Dossier experts-comptables
L'attractivité face à la pénurie de collaborateurs
Depuis quelques années, les cabinets peinent à recruter des comptables et des gestionnaires de paie. En cause, un métier peu ou mal connu. Face à cette difficulté à recruter qui bloque le développement des cabinets, rendre attractif le métier auprès des jeunes et changer les politiques managériales sont les objectifs de ces prochaines années.
La situation actuelle est préoccupante, et si le contexte ne change pas, elle deviendra inquiétante pour l'avenir : la pénurie de recrutements touche les collaborateurs au sein des cabinets, notamment les gestionnaires de paie et les comptables. «Cette pénurie est un problème actuel qui va impacter sur le long terme et qui va se solutionner également sur le long terme. Les cabinets ne peuvent pas se développer sur d'autres missions à valeur ajoutée, comme les conseils et l'accompagnement, et ne le pourront encore moins à l'avenir. Nous n'avons pas assez de collaborateurs dans les cabinets et nous avons ce devoir de conseil.» Tel est le constat de Charles Basset, expert-comptable à la tête d'un cabinet depuis trois ans à Beauvais et par ailleurs président Picardie du syndicat ECF, vice-président de l'Ordre des experts-comptables Hauts-de-France et président national de la commission «Attractivité».
Et les chiffres parlent d'eux-mêmes : dans la région, entre 500 et 600 postes de comptables et gestionnaires de paie sont à pourvoir au sein des cabinets, et ce constat est le même sur tout le territoire national.
Ces postes désespéramment vacants inquiètent la profession sur son avenir.

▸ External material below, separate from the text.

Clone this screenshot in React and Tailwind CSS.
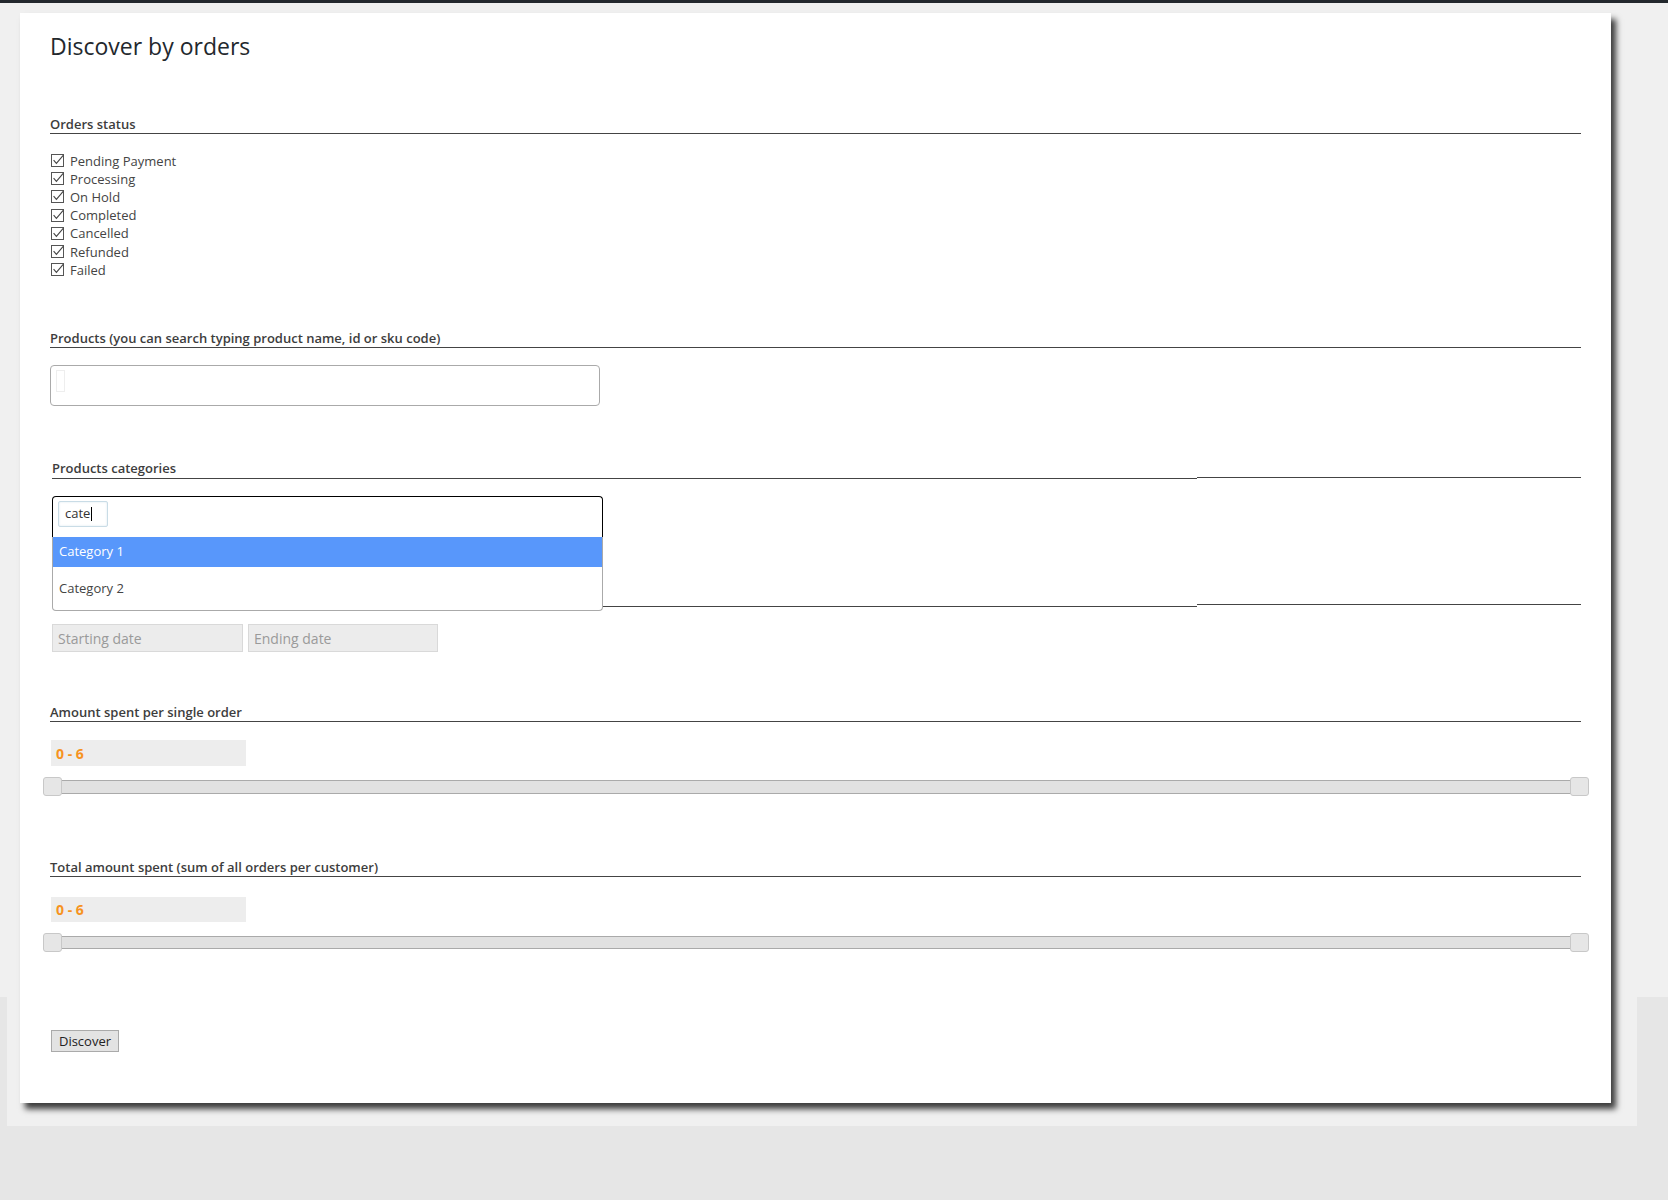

Alors, pour éviter le pire dans quelques années, l'heure est à l'action. Le comité «Attractivité» de l'Ordre des experts-comptables veut convaincre les jeunes en les informant, en les formant et en les embauchant... Charge aux cabinets de miser, eux aussi, sur cette jeunesse.
Faire connaître le métier
La commission «Attractivité» existe depuis une dizaine d'années, sa mission repose sur quatre axes majeurs : l'alternance, l'orientation, la réorientation et la fidélisation des collaborateurs. Car le problème est structurel : pour Charles Basset, les métiers de comptable, d'expert-comptable et de gestionnaire de paie ne sont pas connus des jeunes et ne sont pas assez intégrés aux formations initiales. «Nous proposons nos formations en alternance, du bac au bac +8. Mais il faut aller plus loin, il faut faire connaître nos métiers... Surtout au sein de nos cabinets car nous constatons qu'un jeune sur deux fait son alternance en entreprise», précise-t-il.
Aussi, dès la rentrée prochaine, des vidéos de présentation seront diffusées dans les IUT, lycées et GEA (gestion des entreprises et des administrations) volontaires. Le but ? «Montrer que nos métiers sont passionnants, qu'il n'y a pas une journée identique, que nous sommes le bras droit du dirigeant et que nos métiers ont du sens», énumère Charles Basset. Par ailleurs, il s'agit de susciter des vocations en proposant aussi des formations courtes pour rendre la réorientation professionnelle plus facile et accessible. À partir du mois de septembre 2022, des contrats d'apprentissage de six mois seront également mis en place.
Changer la politique managériale
«Place à la jeunesse», voilà comment le président national de ce comité résume donc l'avenir de la profession. Si les solutions mises en place seront effectives sur le long terme, les cabinets ont aussi leur part à jouer dans cette grande action de recrutements, et ce, dès maintenant. «Il faut arrêter de vouloir recruter des collaborateurs avec cinq ans d'expérience : nous n'en trouvons pas... Il faut former soi-même ses collaborateurs. Il faut prendre des jeunes en alternance, les former à la politique du cabinet, leur montrer les multiples facettes du métier et leur donner envie de rester», argue Charles Basset.
C'est donc un changement de politique managériale et RH qu'il conseille en proposant une montée en compétences des jeunes recrues pour solutionner le problème du recrutement sur le long terme. «Nous allons développer des outils pour les cabinets afin qu'ils fidélisent leurs collaborateurs, afin qu'on instaure une politique managériale davantage participative.»
Et cette politique s'inscrit dans le développement des cabinets. Grâce à l'usage du numérique effectif depuis quelques années, les tâches à faible valeur ajoutée sont déjà traitées, laissant la place à des actions plus intéressantes. Digitalisation et jeunes recrues : l'Ordre des experts-comptables compte bel et bien redynamiser la profession.